Support matters. Last season, she raced with a female co-driver, a shared understanding that strengthened her performance. “I don’t want to think men versus women. At the end of the day, we’re all driving race cars. But when you’re in the paddock… it can be tough.”

Her solution is resilience.

Block the noise. Control what you can. Let the results handle the rest. She looks to figures like Lewis Hamilton not just for dominance on track, but for what he represents off it: multidimensional identity, fashion, advocacy, presence beyond the cockpit. And leaders like Susie Wolff pushing opportunity forward through initiatives like F1 Academy.

“You don’t have to be put in one box,” Brewer says. “You can be a badass driver and still do fashion, music, whatever you love.”

For Lindsay Miami isn’t just lifestyle. It’s logistics, closer to East Coast tracks, easier time zones, smarter scheduling. It’s also growth: a new business launching with her fiancé, a wedding in June, another Lamborghini season on deck.

Her long-term vision is bigger than podiums. The 24 Hours of Daytona. The 24 Hours of Le Mans. Endurance racing at the highest level. “Not just compete,” she clarifies. “I want to win.”

And one day?

Ownership.

“Maybe own a team.”

That’s how she think, not just about driving the machine, but eventually building it. Off Track, Unexpected

There’s something disarming about the final reveal. Behind the helmets and horsepower, Brewer is a dedicated gamer. Elden Ring. Dark Souls. Hours at a time. Competitive, even in fantasy worlds. It makes sense.

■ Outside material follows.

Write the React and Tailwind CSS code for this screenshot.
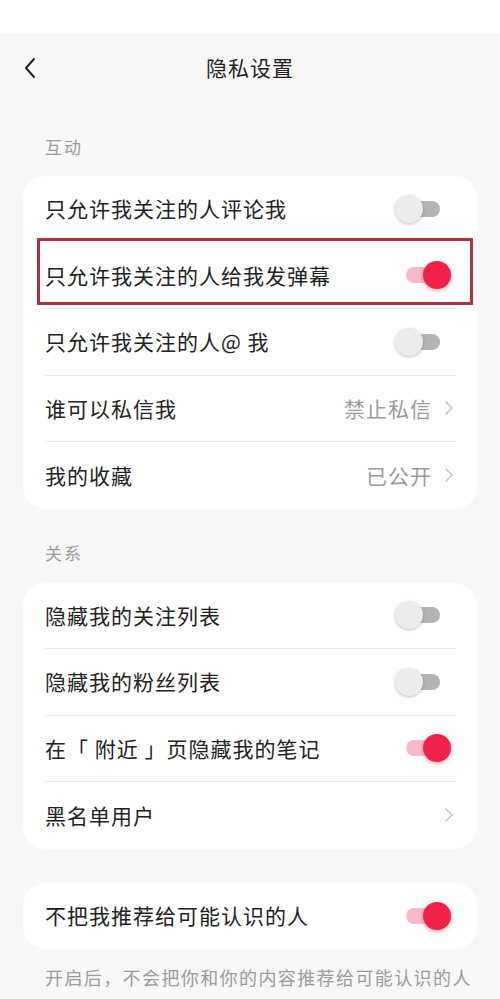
import React from "react";

const font = { fontFamily: '"Noto Sans CJK SC", "Noto Sans", sans-serif' };

const Toggle = ({ on }) => (
    <div className="relative w-[56px] h-[28px] mr-[5px] shrink-0">
        {on ? (
            <>
                <div className="absolute left-[11px] top-[6px] w-[40px] h-[16px] rounded-full bg-[#f7bac6]"></div>
                <div className="absolute left-[28px] top-0 w-[28px] h-[28px] rounded-full bg-[#ef2249] shadow-[0_2px_4px_rgba(200,30,60,0.35)]"></div>
            </>
        ) : (
            <>
                <div className="absolute left-[5px] top-[6px] w-[40px] h-[16px] rounded-full bg-[#b4b4b4]"></div>
                <div className="absolute left-0 top-0 w-[28px] h-[28px] rounded-full bg-[#ececec] shadow-[0_1px_3px_rgba(0,0,0,0.25)]"></div>
            </>
        )}
    </div>
);

const Chevron = () => (
    <svg width="10" height="16" viewBox="0 0 10 16" className="ml-[12px] mr-[2px] shrink-0">
        <path d="M2 2 L8 8 L2 14" fill="none" stroke="#c2c2c2" strokeWidth="1.5" strokeLinecap="round" strokeLinejoin="round" />
    </svg>
);

const Row = ({ label, toggle, value, arrow, last }) => (
    <div className={"h-[66.5px] flex items-center justify-between " + (last ? "" : "border-b border-[#e9e9e9]")}>
        <span className="text-[21px] tracking-[1px] text-[#222]">{label}</span>
        {toggle !== undefined && <Toggle on={toggle} />}
        {arrow && (
            <div className="flex items-center">
                {value && <span className="text-[21px] tracking-[1px] text-[#9a9a9a]">{value}</span>}
                <Chevron />
            </div>
        )}
    </div>
);

const SectionLabel = ({ children, className }) => (
    <div className={"px-[45px] text-[17px] tracking-[2px] leading-[24px] text-[#9b9b9b] " + className}>{children}</div>
);

export default function App() {
    return (
        <div className="w-[500px] h-[999px] bg-[#f8f8f8] overflow-hidden" style={font}>
            <div className="h-[33px] bg-white"></div>

            {/* header */}
            <div className="relative h-[70px] flex items-center justify-center">
                <svg width="14" height="22" viewBox="0 0 14 22" className="absolute left-[23px] top-[24px]">
                    <path d="M11 2 L3 11 L11 20" fill="none" stroke="#222" strokeWidth="2" strokeLinecap="round" strokeLinejoin="round" />
                </svg>
                <span className="text-[21px] tracking-[1px] text-[#222]">隐私设置</span>
            </div>

            <SectionLabel className="mt-[32px]">互动</SectionLabel>
            <div className="relative mt-[17px] mx-[23px] bg-white rounded-[22px] pl-[22px] pr-[21px]">
                <Row label="只允许我关注的人评论我" toggle={false} />
                <Row label="只允许我关注的人给我发弹幕" toggle={true} />
                <Row label="只允许我关注的人@ 我" toggle={false} />
                <Row label="谁可以私信我" value="禁止私信" arrow />
                <Row label="我的收藏" value="已公开" arrow last />
                <div className="absolute left-[14px] right-[4px] top-[62px] h-[67px] border-[3px] border-[#b0303c]"></div>
            </div>

            <SectionLabel className="mt-[32px]">关系</SectionLabel>
            <div className="mt-[18px] mx-[23px] bg-white rounded-[22px] pl-[22px] pr-[21px]">
                <Row label="隐藏我的关注列表" toggle={false} />
                <Row label="隐藏我的粉丝列表" toggle={false} />
                <Row label="在「 附近 」页隐藏我的笔记" toggle={true} />
                <Row label="黑名单用户" arrow last />
            </div>

            <div className="mt-[34px] mx-[23px] bg-white rounded-[22px] pl-[22px] pr-[21px]">
                <Row label="不把我推荐给可能认识的人" toggle={true} last />
            </div>

            <div className="mt-[16px] px-[45px] text-[18px] tracking-[1.4px] leading-[24px] text-[#9b9b9b] whitespace-nowrap">
                开启后，不会把你和你的内容推荐给可能认识的人
            </div>
        </div>
    );
}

Racing, gaming, influence, business, they’re all strategy. All reaction time. All mental stamina. The difference is, in motorsport, mistakes carry weight.

Sometimes life or death.

Which is why, beneath the curated images and fashion-forward editorials, what stands out most is discipline. Intentionality. A woman who rebuilt her career from a gap, from doubt, from side-eyes in the paddock and came back faster.

Lindsay Brewer isn’t trying to prove she belongs anymore. She’s proving she can win. In 2026, that might be exactly what happens.